GIVEN REQUEST
Using the listing below, please gather every line containing the word "this".

INPUT
— Start —
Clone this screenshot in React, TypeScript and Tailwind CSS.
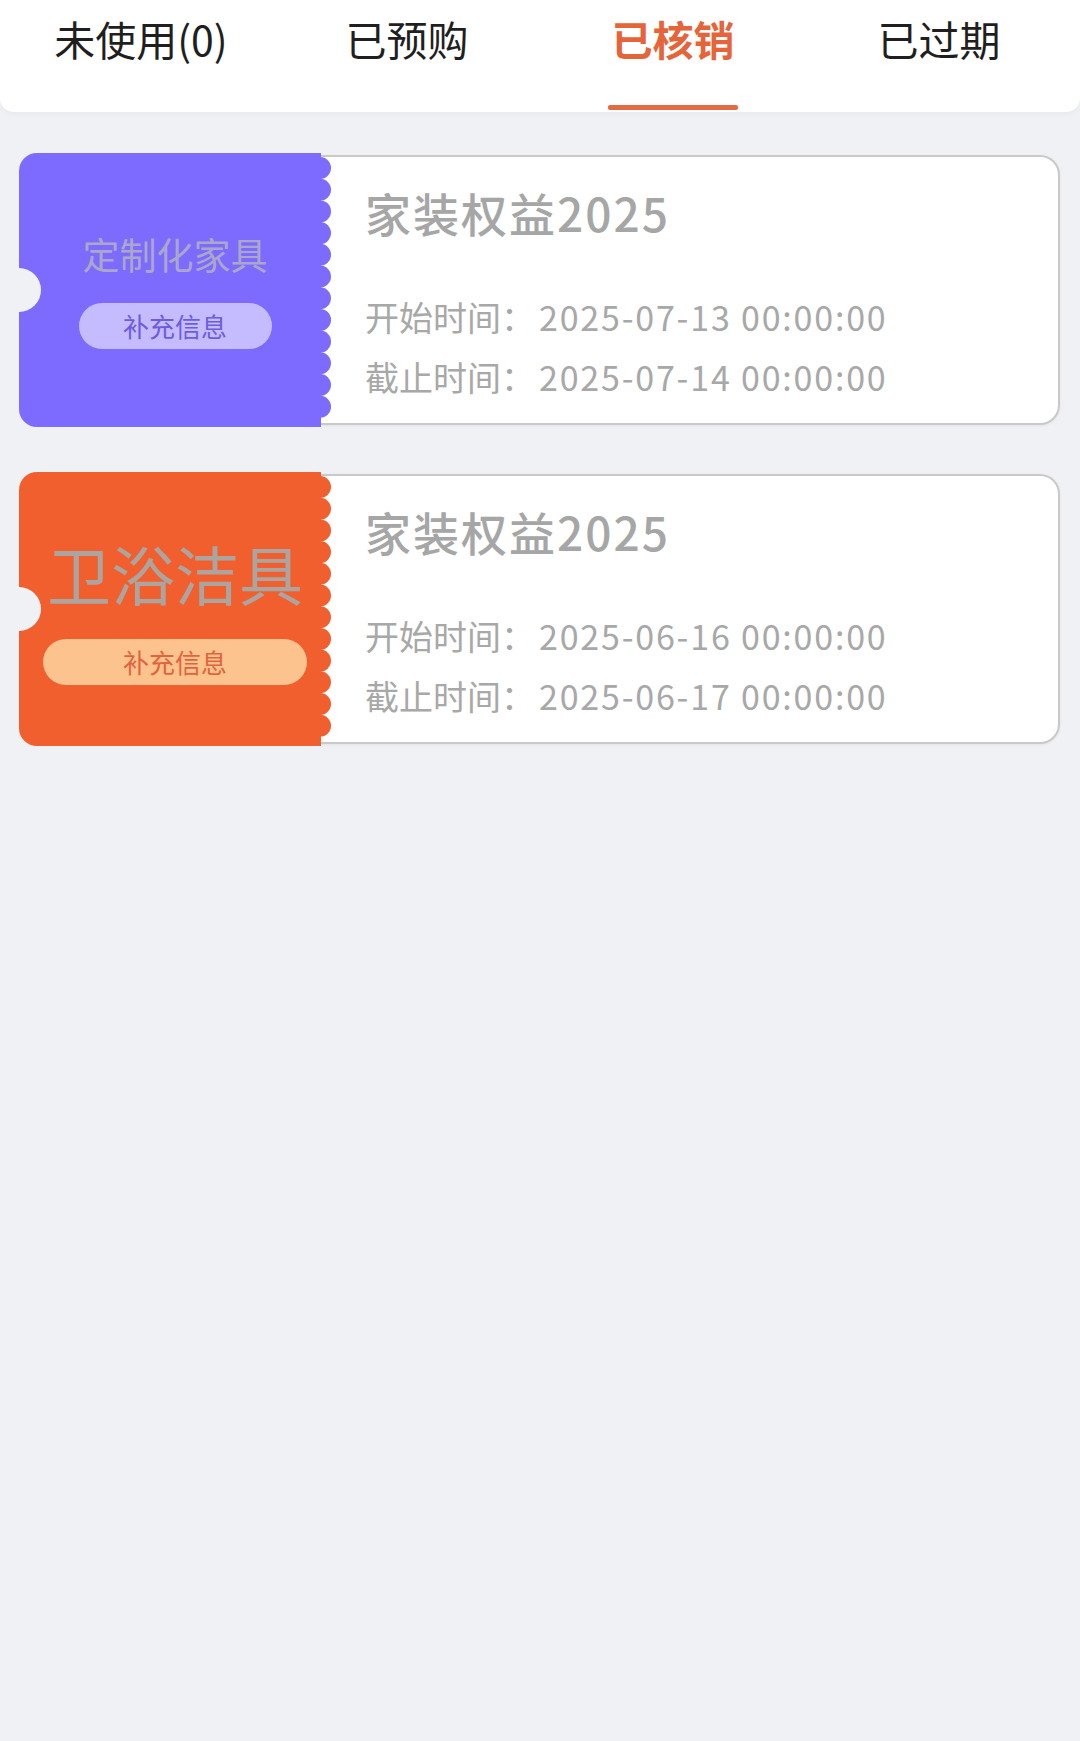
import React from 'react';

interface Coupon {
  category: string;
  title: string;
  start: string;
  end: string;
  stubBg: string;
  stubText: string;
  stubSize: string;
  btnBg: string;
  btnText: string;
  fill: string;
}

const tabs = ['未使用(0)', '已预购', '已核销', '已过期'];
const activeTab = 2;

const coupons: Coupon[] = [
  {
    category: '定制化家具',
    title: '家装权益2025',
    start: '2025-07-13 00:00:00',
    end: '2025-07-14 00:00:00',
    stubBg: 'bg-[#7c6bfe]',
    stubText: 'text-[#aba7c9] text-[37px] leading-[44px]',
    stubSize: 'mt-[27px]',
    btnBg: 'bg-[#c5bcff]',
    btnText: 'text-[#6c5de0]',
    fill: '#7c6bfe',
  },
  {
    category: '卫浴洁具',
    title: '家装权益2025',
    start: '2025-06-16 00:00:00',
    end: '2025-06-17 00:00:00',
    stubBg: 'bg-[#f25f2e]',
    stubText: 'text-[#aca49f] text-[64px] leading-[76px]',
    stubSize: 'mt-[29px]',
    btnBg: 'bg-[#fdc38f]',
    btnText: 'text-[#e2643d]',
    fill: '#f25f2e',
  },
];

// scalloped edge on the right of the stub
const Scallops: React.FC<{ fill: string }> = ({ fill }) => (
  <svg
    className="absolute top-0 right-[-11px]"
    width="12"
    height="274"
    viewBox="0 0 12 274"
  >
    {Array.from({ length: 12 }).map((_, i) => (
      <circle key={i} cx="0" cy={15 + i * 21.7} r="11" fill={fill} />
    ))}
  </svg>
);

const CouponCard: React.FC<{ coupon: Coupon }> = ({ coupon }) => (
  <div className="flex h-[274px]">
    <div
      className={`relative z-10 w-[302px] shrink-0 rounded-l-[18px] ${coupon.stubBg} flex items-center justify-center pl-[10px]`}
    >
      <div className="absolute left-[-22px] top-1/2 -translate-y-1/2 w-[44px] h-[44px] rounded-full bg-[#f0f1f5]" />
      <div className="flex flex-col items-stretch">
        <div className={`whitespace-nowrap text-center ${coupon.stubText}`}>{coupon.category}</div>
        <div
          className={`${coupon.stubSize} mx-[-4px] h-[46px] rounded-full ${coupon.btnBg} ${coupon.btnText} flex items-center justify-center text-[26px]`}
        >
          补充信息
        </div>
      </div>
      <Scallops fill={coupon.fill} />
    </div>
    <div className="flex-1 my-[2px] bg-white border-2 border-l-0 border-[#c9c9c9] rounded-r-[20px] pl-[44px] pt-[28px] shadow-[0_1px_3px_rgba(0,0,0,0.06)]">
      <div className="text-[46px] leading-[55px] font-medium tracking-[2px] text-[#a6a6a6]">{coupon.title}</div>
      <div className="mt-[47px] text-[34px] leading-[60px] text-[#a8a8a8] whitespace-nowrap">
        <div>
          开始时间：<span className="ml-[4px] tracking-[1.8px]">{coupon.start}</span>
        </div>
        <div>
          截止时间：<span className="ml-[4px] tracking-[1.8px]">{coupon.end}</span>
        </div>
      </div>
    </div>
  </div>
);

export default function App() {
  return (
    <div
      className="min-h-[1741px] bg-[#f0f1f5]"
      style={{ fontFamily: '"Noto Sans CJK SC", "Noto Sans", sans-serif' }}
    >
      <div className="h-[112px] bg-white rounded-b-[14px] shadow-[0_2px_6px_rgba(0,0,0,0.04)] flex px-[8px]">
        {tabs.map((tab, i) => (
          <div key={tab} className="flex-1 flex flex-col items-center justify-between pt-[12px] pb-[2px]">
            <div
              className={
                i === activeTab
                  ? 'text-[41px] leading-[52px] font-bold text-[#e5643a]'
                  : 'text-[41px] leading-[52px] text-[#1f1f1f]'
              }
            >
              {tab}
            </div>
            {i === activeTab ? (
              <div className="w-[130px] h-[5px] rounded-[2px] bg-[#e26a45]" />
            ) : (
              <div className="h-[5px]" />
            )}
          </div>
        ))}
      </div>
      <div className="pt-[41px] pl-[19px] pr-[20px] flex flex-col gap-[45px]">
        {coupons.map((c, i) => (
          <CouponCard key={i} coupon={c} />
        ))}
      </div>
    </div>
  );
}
— End —
— Start —
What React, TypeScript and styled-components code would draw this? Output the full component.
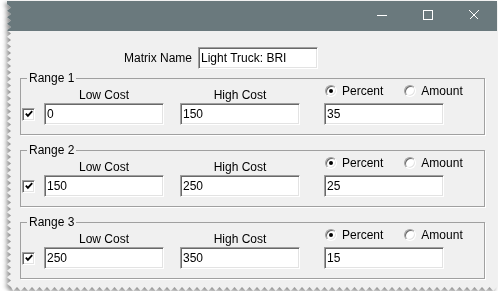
— End —
— Start —
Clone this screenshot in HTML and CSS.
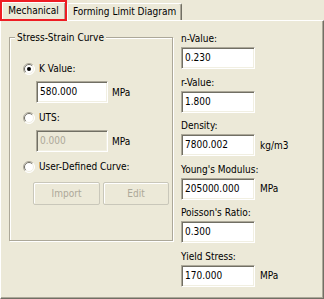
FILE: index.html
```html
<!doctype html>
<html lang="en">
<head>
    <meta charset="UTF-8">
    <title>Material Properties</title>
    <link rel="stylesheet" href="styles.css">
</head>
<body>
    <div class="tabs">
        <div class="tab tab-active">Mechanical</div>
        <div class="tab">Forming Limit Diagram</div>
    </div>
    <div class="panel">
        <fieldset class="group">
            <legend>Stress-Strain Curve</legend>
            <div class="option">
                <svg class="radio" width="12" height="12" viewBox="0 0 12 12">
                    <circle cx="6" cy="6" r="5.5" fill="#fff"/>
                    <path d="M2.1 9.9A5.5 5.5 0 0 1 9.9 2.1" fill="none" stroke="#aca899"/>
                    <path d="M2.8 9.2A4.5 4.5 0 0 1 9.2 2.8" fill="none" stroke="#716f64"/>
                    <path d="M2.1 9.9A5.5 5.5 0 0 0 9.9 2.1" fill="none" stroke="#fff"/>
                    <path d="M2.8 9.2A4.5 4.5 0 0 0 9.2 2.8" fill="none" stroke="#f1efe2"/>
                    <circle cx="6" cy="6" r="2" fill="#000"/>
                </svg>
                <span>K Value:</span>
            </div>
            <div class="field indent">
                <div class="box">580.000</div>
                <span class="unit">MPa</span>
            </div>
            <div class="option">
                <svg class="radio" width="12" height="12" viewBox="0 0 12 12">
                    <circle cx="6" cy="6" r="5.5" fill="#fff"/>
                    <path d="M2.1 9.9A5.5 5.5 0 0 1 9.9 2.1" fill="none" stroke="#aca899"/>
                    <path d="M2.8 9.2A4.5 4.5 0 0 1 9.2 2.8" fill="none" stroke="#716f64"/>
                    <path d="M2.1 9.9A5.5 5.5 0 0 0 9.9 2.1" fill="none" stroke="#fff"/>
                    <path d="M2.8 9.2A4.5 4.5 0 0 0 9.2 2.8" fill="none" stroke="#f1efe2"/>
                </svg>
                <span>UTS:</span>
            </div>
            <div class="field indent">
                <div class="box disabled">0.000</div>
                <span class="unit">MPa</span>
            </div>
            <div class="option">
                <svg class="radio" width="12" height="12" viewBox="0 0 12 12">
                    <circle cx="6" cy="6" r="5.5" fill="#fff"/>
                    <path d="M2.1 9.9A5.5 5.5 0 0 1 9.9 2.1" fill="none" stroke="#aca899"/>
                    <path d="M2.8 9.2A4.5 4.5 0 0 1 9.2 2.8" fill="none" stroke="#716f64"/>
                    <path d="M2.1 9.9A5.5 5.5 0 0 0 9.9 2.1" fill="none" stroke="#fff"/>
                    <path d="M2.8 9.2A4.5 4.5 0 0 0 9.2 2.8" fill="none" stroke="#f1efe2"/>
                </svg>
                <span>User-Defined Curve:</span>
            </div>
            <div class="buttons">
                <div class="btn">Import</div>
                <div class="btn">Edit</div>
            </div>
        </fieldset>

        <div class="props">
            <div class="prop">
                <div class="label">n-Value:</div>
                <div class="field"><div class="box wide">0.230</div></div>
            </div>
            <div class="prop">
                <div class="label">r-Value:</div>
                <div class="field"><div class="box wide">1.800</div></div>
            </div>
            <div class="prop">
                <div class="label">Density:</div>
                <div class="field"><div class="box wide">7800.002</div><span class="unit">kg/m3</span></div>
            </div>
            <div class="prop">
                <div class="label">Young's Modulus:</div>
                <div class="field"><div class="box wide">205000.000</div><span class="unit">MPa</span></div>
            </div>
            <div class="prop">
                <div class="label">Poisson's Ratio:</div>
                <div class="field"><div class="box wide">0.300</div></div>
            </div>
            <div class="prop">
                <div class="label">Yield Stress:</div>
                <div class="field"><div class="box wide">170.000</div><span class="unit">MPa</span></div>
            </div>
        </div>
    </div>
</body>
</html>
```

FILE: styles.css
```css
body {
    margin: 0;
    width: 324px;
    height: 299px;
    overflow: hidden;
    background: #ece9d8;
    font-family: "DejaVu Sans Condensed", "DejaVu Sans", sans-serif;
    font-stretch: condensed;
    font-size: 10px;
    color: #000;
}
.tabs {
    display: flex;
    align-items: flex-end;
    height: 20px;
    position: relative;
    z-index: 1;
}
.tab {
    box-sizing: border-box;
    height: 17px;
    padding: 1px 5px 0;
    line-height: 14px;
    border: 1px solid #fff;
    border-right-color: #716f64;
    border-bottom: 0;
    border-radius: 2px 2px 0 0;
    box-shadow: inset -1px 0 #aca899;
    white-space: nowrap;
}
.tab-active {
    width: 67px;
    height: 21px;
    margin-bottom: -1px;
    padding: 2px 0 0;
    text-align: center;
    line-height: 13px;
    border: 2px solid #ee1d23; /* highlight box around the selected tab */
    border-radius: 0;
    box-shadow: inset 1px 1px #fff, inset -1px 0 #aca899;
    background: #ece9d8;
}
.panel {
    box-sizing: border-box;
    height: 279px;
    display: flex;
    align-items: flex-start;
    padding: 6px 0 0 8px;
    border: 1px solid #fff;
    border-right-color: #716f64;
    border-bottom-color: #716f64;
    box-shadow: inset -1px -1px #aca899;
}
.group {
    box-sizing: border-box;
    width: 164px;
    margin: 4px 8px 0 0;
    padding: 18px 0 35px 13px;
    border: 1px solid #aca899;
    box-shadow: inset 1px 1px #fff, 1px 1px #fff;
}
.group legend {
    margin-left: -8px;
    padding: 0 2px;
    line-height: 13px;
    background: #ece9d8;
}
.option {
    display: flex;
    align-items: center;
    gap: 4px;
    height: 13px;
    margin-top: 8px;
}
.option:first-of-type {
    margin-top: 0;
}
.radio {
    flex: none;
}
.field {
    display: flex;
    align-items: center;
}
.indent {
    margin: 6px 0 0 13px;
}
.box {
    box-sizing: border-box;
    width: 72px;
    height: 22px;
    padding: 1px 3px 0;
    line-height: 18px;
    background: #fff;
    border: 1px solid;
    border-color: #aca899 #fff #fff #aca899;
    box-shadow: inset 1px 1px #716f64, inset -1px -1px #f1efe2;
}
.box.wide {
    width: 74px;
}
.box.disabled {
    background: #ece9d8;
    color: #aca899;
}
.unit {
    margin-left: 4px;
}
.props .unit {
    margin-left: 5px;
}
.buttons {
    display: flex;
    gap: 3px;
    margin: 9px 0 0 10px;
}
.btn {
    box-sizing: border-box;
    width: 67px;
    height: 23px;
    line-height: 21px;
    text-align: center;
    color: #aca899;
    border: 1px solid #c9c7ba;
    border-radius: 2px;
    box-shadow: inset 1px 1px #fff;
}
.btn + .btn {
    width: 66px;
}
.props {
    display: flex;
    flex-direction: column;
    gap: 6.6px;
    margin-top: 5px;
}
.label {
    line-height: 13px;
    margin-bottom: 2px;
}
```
— End —
RIGHT ANSWER
Clone this screenshot in React, TypeScript and Tailwind CSS.
What React, TypeScript and styled-components code would draw this? Output the full component.
Clone this screenshot in HTML and CSS.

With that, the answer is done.